Le contaré que, cuando llegó la pandemia en el 2020, no estábamos preparados. El mercado de trabajo era muy rígido. La gestión sanitaria fue politizada. Las luchas entre partidos que tenían el mandato de poner orden y sensatez, provocaron miles de muertos. Los voceros del la autoridad criminalizaron, desinformaron, manipularon, crisparon y nos demostraron a todos cuánto poder hemos puesto en sus manos.
Las mujeres del siglo XXI se ocuparon de diseñar una agenda internacional con grandes palabras, evocando hazañas y luchas, demostrando su poder en convocatorias callejeras, muchas veces violentas. Se dejaron manipular por quienes sembraban crispación. Y no atendieron a lo principal: la emancipación real de la mujer.
Las mujeres del siglo XXI no atendieron a lo principal: la emancipación real de la mujer
Los dos pilares de la emancipación son la autonomía psicológica y la autonomía económica. ¿Qué le voy a decir a mi nieta respecto a los avances en esos dos frentes? Por desgracia, le tendré que hablar de quienes viven a costa de victimizar a las víctimas, en lugar de mostrarles que se sale adelante, que una mujer víctima puede independizarse del sufrimiento, pero también de la ayuda, tanto de quienes la ofrecen a cambio de votos, como de quienes la ofrecen de buena fe.
Una de las lecciones del siglo XXI para mi nieta es que la politización de la violencia genera codependencia, lo opuesto a esa doble autonomía imprescindible para erradicar situaciones de desigualdad, más allá de la ley.

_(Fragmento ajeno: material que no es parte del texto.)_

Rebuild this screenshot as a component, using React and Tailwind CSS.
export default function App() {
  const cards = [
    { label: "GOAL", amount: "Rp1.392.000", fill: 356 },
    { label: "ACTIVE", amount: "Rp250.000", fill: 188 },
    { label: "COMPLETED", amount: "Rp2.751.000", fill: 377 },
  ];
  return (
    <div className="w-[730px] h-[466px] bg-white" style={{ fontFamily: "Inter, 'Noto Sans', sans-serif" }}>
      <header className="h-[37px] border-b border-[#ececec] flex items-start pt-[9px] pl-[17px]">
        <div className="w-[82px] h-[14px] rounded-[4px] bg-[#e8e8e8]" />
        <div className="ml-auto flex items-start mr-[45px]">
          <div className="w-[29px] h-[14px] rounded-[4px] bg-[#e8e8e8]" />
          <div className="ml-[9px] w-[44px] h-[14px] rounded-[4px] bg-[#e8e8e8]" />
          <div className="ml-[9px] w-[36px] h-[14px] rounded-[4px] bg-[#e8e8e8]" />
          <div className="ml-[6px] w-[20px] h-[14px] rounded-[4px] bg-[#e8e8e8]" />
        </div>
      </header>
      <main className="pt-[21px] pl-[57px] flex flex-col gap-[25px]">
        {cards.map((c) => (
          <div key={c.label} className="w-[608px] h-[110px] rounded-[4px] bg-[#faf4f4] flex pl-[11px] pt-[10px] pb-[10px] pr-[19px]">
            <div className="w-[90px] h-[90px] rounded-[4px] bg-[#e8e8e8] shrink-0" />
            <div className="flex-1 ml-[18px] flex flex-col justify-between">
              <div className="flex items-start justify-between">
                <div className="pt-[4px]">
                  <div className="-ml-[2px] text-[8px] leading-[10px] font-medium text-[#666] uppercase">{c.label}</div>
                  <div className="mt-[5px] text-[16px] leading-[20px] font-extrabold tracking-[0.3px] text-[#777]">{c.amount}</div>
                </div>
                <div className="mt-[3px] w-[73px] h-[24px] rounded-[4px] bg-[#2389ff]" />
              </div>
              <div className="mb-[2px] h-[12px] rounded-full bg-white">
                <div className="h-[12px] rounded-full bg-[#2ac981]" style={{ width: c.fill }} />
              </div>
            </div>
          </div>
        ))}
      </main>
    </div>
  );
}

Respecto a la emancipación económica, por muchas agencias dedicadas a la mujer que haya en la ONU, en mi país, las mujeres empresarias, mucho antes que encontrarse con el famoso techo de cristal, se encuentran con enormes dificultades para montar una empresa, para ser inversoras, para poner en funcionamiento su creatividad financiera y generar riqueza.
Pero estas trabas no tienen que ver con el sexo con el que nacieron, con el género, con su preferencia sexual. Tienen que ver con la penalización del ahorro y la inversión mediante impuestos, que encima nos venden como "justicia social". Tiene que ver con el recurso fácil al endeudamiento, que se enseña desde el Gobierno, con su ejemplo. Tiene que ver con el martirio al que se somete a las micro empresarias y autónomas, que constituyen el primer escalón de la empresarialidad. Y con la fiscalidad que impide que la pequeña empresa crezca. Y, por supuesto, tiene que ver con la demonización del lucro, también si eres mujer. Porque tan malo es ser millonario como millonaria, no importa la actividad económica que generes para las futuras generaciones, el role model que seas para las niñas de hoy, los puestos de trabajo que crees en uno de los países con más desempleo. Lo único que te salva de la hoguera es ser rica y de izquierdas, cuanto más radical, mejor.
Es una tristeza que, como está pasando, la pandemia afecte más a las mujeres que a los hombres, porque los puestos de trabajo precarios están ocupados por mujeres. Pero el verdadero drama es que esa trabajadora explotada no pueda salir de su situación y montar una empresa por su cuenta.
Una empresa donde la conciliación necesaria sea diseñada por ella. Las mismas que frenan a esa mujer, salen a la calle vestidas de morado a exigir ayudas, precisamente, para la mujer que vive en precariedad laboral. Ayudas que la hacen dependiente pero que proporcionan un voto al partido. Es una inmoralidad que sucede porque así lo deciden los españoles con su voto. Imagino la cara de perplejidad de mi nieta María.
Espero que para cuando tengamos esta conversación la digitalización, la deslocalización empresarial y la libertad económica y financiera nos permita vivir en un mundo mejor. Un mundo en el que ella pueda aprender de los errores de mi generación y sepa que las segundas oportunidades existen si las creas tú misma.